China’s Growing Domestic Supply Puts Pressure on Coal Prices
The coal market decline continues as China's coal demand weakens and global trade tensions escalate. Over the past week, thermal coal prices have seen fluctuations but remain on a downward trend.
According to Refinitiv data, coal prices fell to $102.75 per ton on Friday, down from $106.2 per ton the previous day. The decline is largely driven by China's record domestic coal production and high import volumes, which analysts predict will continue for several months, further straining the global market.
Mongolia has announced plans to increase coal exports to China by 20% this year, further threatening Australia's coal market share. Meanwhile, major mining company Glencore Plc is reportedly considering production cuts as coal prices approach their lowest levels in a decade.

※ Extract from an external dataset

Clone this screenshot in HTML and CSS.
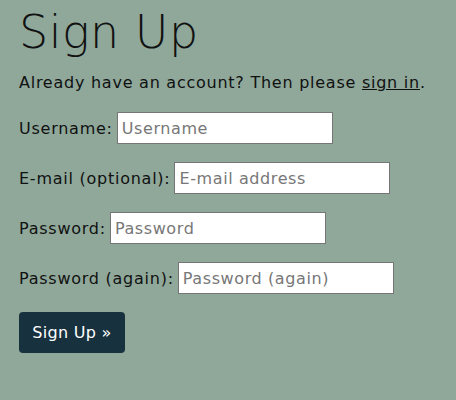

US-China Trade War Reshapes the Global Coal Supply Chain
The US-China trade war is also affecting coal trade dynamics. Amid rising tariffs, China is shifting toward tariff-free coal suppliers, while the US redirects coal exports to India.
In 2024, US coking coal exports to China surged by 33%, reaching $1.84 billion. However, with escalating tariffs, trade patterns are expected to shift. As a result, Canada and Australia could emerge as alternative suppliers, with Australia potentially regaining its lost market share after recent tensions with China.
Oversupply and Energy Transition Impact Coal Market Outlook
Despite potential production cuts by Glencore, the global coal market remains oversupplied. China plans to increase domestic coal output by 1.5% to 4.82 billion tons by 2025 after reaching record production levels in 2024.
Additionally, countries like Vietnam are accelerating their energy transition from coal to clean energy, further dampening global coal demand. Analysts warn that the market will continue to face headwinds, with thermal coal prices potentially testing new lows.
Conclusion
The coal market decline is driven by a combination of China's rising domestic production, the US-China trade war, and a global shift to renewable energy. While some mining companies consider production cuts, the overall outlook remains bearish due to oversupply and weakening global demand.
Market participants will closely monitor China's policies, geopolitical tensions, and energy transition strategies to assess future coal price trends in the coming months.